Figure 1. The Goodbye Girls: Inside each set of boxes is identical software. The boxes on the left were ignored by consumers, while the redesigned boxes on the right flew off the shelves. Go figure.

"When you're working in retail it's very much like selling cereal," says Seeyle. "It's a packaged good business. It's important to have good packaging because you don't have the luxury that you have on the Internet where you can read the reviews and sit and do comparisons. You have two seconds when they're walking by the aisle to catch their eye and make them think this is an interesting product. You can't underestimate how much value is added in that piece of the business."

One of Avanquest's clients, Cyberlink, sells products for burning DVDs, mostly through OEM relationships with PC manufacturers. But when the Taiwan-based company wanted to take the product to retail in the U.S., they insisted on using their own artwork for the box.

We released it in their packaging, says Seeyle, and it bombed, selling what she called "negative units." "We released it in our packaging and it's now selling great. Same exact product." (See Figure 1 to see the difference in packaging before and after.)

Printing the boxes is a large part of the cost of going to retail. A publisher has to be able to print at least 10,000 boxes at once and they have to sell through that inventory within a few months to make it cost-effective. CDs, on the other hand, can be printed in smaller batches, which can sometimes make it easy to get small product updates and revs onto the store shelves—without changing the boxes.

The Endangered Box?
As we learned from the "dot-bomb" era, brick-and-mortar retail isn't going anywhere—ever. But there's a different debate currently being discussed in software marketing circles: Will retail stores always carry software?

"Some people believe shelfware is going to disappear and all software will be sold over the Internet," said Chapman. "[Continued adoption of] broadband will facilitate that. On the other hand, there's a tremendous impact and power in seeing collateral—an advertisement—which is what a box serves as."

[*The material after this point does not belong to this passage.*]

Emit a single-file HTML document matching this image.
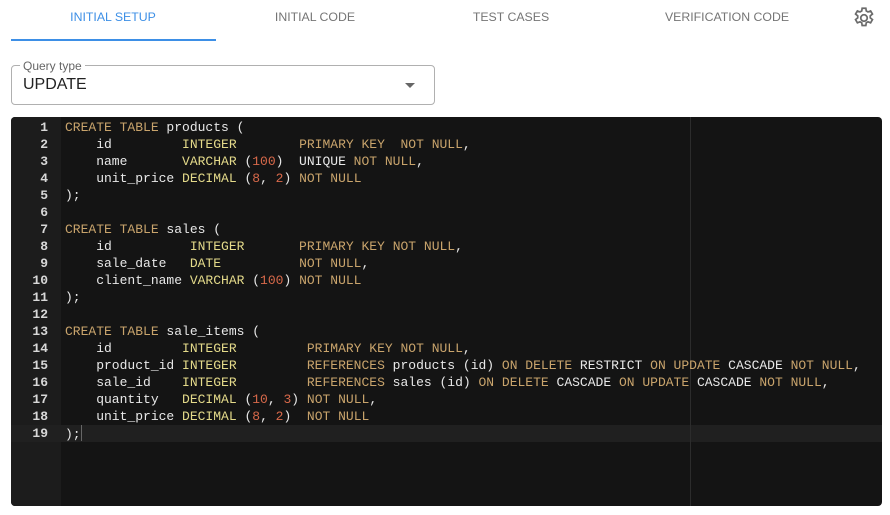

Chapman says those who believe that retail will continue to carry software believe that it will transform into a "cardboard and kiosks" method. Shelves will still carry cardboard product descriptions that play the same role as the boxes of today, but the software itself will be burned on demand at a kiosk.

Whether the future is kiosks and cardboard or online only, Chapman says it will be a long time before the change is made. "Right now there are still plenty of people that don't have broadband and plenty of software sold through retail."